João Almeida takes the race lead, tied on time on Caicedo. This, combined with yesterday’s photo-finish at Liege, shows that every second really does count on these stages.
On paper, Wilco Kelderman is the big winner today, pulling back time and sitting only 43-seconds back, but in my book, Nibali is in the driver’s seat now at 55-seconds back. Kelderman is the better time trialists, but his best result in a grand tour is 7th and Nibali should be able to pull out time in the high mountains (if those stages happen).
The Geraint Thomas crash has huge implications for his career. This could very well have been the last we saw him contending for an overall win at a grand tour. At the age of 34 and on an Ineos team that brings in more young GC talent every week, he could very easily never get another chance to lead a team at a grand tour.
Brandon McNulty’s 8th place is a fantastic GC position for the young American. If he can finish the race in the top-10, I believe that would be the best result for an American at a grand tour since Chris Horner won the Vuelta in 2013.

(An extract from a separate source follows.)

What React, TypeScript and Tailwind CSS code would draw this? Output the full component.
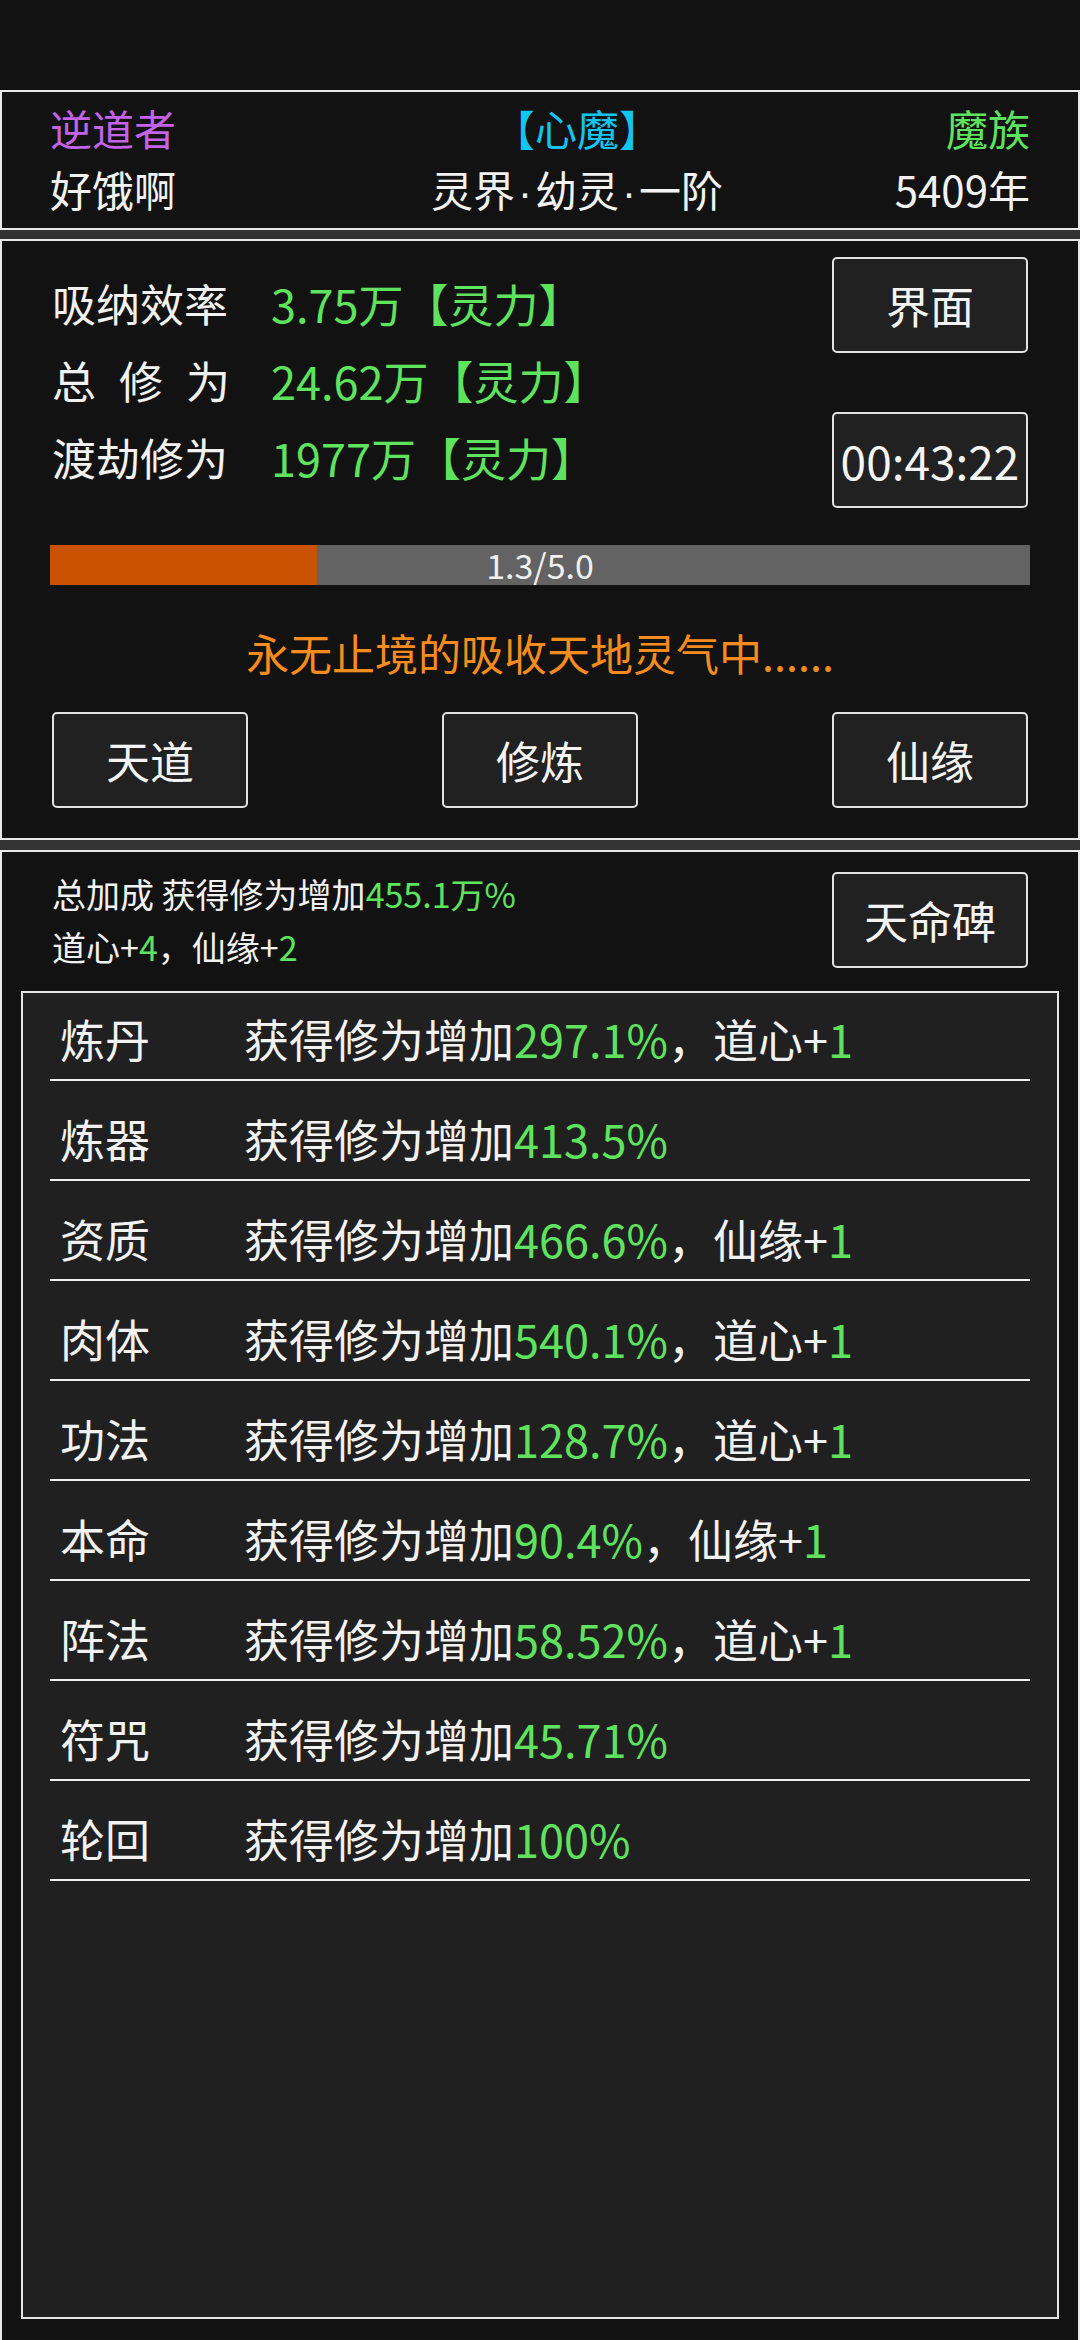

EF is generally seen as a US team due to its American roots and registration in the USA, but besides the team ownership being based out of Switzerland, this season has been a reminder that its racing core and future is South American. Both of their grand tour wins this year have come from South American riders.
Stage 4 Preview & Predictions
Stage 4 is the Giro’s final day in Sicily and is what passes for a sprint stage at the Giro d’Italia. I wonder if they showed the sprinters the profile of the flat final 40km and simply forgot to mention the massive mountain smack dab in the middle of the stage.
This should be a straight forward stage that finishes in a bunch sprint. But as this Giro is showing us, we can’t take anything for granted, and for all we know, Nibali, Fuglsang, and Kruijswijk will get dropped on the mid-stage climb and Almeida will increase his lead in the overall classification.
Prediction: Peter Sagan delivers on his 2 million euro start-fee with a stage win from a bunch sprint. João Almeida keeps the Pink jersey despite EF and Caicedo trying to create a gap in the final few kilometers.